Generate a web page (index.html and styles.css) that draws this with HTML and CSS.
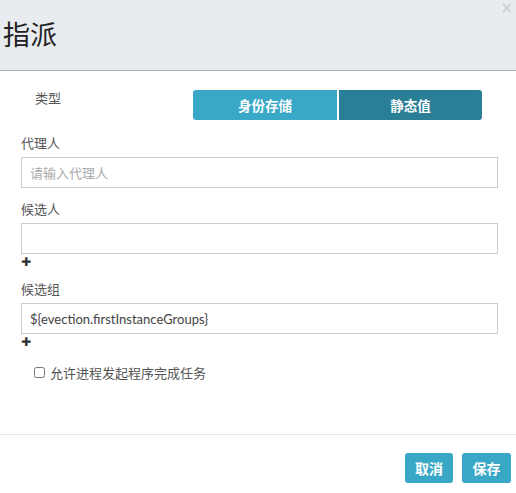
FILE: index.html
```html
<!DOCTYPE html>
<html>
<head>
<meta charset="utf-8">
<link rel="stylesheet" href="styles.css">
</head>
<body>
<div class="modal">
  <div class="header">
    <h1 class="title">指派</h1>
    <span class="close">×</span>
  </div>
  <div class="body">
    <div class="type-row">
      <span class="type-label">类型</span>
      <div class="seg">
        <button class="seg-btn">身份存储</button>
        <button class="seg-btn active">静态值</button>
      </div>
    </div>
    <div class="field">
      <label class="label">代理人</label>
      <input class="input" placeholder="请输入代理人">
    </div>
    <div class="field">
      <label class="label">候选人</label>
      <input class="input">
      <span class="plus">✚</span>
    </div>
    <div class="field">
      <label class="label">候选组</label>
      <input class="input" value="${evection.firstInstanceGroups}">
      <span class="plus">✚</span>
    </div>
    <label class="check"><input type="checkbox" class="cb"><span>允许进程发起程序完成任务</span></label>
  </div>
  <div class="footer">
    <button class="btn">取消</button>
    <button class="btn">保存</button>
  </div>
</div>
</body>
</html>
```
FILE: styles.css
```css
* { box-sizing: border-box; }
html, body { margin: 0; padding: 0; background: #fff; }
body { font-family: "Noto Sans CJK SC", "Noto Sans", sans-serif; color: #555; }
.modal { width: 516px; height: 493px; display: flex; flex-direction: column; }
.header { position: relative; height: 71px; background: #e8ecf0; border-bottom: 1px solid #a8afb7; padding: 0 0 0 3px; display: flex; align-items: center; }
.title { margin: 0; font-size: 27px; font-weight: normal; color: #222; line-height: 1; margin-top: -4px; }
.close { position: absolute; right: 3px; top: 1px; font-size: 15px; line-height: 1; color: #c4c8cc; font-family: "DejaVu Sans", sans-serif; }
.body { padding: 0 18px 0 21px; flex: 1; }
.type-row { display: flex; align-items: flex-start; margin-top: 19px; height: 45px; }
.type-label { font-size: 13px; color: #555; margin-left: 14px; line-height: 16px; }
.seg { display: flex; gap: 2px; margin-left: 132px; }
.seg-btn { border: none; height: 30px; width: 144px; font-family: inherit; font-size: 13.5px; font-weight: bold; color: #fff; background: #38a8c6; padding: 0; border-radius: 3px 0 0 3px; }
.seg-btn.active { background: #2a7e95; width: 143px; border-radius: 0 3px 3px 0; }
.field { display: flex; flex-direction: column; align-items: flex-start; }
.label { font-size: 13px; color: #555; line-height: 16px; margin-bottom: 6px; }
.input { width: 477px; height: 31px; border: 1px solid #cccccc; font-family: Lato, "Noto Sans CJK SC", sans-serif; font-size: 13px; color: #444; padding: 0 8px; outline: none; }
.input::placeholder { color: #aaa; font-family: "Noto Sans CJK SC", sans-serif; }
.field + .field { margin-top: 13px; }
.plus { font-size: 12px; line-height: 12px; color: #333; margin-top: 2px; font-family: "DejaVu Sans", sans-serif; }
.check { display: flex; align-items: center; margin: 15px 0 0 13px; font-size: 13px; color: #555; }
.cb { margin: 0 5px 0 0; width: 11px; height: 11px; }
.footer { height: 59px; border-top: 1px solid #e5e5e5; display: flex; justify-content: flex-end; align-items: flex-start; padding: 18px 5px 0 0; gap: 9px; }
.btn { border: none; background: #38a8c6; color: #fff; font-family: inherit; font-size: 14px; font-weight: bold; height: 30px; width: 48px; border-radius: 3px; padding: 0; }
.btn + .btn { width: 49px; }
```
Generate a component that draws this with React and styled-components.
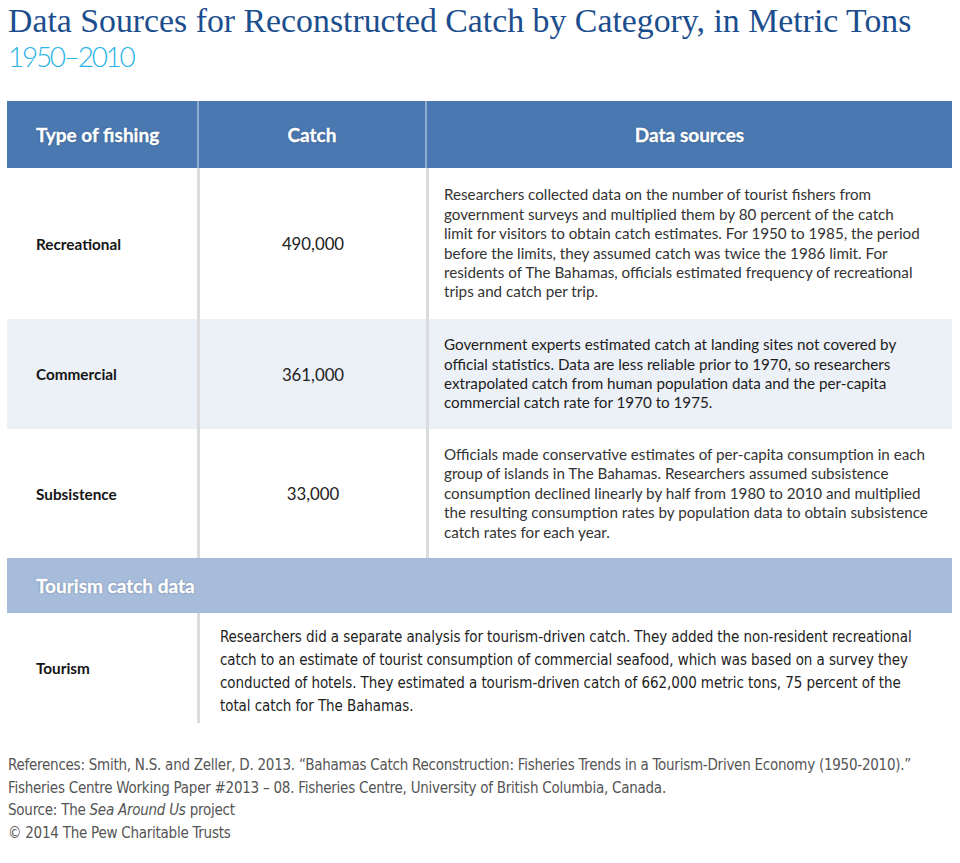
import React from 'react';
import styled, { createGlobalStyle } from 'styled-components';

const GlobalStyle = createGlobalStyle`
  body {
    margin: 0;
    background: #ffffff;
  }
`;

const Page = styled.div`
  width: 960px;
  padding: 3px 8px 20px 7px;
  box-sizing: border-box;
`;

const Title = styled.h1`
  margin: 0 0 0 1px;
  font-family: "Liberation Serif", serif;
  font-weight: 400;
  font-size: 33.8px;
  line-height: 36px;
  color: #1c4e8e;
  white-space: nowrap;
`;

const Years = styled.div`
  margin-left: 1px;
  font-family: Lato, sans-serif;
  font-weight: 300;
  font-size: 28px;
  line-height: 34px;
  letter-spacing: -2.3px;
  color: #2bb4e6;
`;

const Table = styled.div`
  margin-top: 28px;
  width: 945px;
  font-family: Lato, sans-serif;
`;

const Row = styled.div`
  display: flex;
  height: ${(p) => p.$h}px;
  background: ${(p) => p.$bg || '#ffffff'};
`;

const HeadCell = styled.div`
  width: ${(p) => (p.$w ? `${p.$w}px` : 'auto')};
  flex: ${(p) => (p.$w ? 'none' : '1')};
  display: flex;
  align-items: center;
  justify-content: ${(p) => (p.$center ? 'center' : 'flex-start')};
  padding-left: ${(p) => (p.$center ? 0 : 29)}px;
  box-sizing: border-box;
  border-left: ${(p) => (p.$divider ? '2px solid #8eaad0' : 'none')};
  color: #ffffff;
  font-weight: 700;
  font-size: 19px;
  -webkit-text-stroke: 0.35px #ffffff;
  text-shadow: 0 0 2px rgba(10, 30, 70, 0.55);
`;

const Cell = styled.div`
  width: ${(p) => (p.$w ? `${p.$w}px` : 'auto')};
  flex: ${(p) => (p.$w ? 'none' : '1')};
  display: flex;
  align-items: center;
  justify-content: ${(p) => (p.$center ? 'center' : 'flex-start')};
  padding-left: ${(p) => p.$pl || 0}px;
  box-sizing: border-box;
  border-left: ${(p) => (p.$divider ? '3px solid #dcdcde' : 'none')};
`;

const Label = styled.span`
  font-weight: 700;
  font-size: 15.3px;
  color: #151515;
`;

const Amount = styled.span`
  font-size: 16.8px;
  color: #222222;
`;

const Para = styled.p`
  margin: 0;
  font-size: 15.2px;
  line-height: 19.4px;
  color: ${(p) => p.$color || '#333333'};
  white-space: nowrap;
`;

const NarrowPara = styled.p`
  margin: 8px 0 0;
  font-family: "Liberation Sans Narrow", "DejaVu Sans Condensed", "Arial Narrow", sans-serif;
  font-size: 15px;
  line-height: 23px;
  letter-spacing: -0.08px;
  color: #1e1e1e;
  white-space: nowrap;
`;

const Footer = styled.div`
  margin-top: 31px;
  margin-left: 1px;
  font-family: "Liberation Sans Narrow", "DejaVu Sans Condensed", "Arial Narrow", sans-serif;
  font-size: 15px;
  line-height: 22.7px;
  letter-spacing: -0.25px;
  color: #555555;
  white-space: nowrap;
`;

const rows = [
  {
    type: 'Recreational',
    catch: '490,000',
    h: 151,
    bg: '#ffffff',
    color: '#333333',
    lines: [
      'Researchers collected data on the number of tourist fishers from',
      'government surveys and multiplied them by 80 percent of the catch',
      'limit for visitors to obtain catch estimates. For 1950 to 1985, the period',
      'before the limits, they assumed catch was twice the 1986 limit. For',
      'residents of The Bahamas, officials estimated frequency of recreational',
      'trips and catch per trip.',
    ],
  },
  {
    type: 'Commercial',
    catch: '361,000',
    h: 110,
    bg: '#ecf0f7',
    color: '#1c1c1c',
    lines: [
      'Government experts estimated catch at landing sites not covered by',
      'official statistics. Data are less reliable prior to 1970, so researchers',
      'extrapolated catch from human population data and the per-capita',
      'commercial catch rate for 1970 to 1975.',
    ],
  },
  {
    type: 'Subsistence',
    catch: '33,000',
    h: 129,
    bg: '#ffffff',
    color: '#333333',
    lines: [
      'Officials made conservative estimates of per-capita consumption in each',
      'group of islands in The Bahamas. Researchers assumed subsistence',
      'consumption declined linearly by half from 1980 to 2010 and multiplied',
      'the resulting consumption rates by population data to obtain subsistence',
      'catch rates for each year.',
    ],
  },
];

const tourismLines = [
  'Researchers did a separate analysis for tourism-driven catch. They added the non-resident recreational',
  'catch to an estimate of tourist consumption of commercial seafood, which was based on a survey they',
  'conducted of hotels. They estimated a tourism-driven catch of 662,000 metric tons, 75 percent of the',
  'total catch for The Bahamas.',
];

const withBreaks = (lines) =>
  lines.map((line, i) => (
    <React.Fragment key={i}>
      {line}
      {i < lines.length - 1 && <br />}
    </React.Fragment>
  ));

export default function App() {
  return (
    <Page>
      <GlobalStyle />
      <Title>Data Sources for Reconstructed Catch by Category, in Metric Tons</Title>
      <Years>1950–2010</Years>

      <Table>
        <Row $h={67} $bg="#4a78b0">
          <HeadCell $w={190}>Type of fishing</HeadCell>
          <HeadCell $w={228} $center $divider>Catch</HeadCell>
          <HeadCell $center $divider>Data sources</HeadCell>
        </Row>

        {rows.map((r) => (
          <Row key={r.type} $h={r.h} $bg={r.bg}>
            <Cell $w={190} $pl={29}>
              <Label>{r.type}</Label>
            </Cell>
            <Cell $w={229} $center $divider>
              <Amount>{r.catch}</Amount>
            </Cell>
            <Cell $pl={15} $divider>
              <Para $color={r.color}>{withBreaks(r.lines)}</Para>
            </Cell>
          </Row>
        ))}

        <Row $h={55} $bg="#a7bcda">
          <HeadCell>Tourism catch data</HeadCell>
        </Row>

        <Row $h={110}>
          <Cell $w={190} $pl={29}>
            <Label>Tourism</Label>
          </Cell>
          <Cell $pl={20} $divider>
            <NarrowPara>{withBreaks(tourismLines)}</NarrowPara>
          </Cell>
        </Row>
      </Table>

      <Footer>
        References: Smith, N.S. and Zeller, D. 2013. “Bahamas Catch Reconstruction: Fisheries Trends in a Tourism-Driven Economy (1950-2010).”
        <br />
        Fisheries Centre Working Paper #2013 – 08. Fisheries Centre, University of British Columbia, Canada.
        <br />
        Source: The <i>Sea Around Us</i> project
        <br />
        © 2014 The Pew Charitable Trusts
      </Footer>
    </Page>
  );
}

***

Show every line in the entries where the string "draws" occurs.

Generate a web page (index.html and styles.css) that draws this with HTML and CSS.
Generate a component that draws this with React and styled-components.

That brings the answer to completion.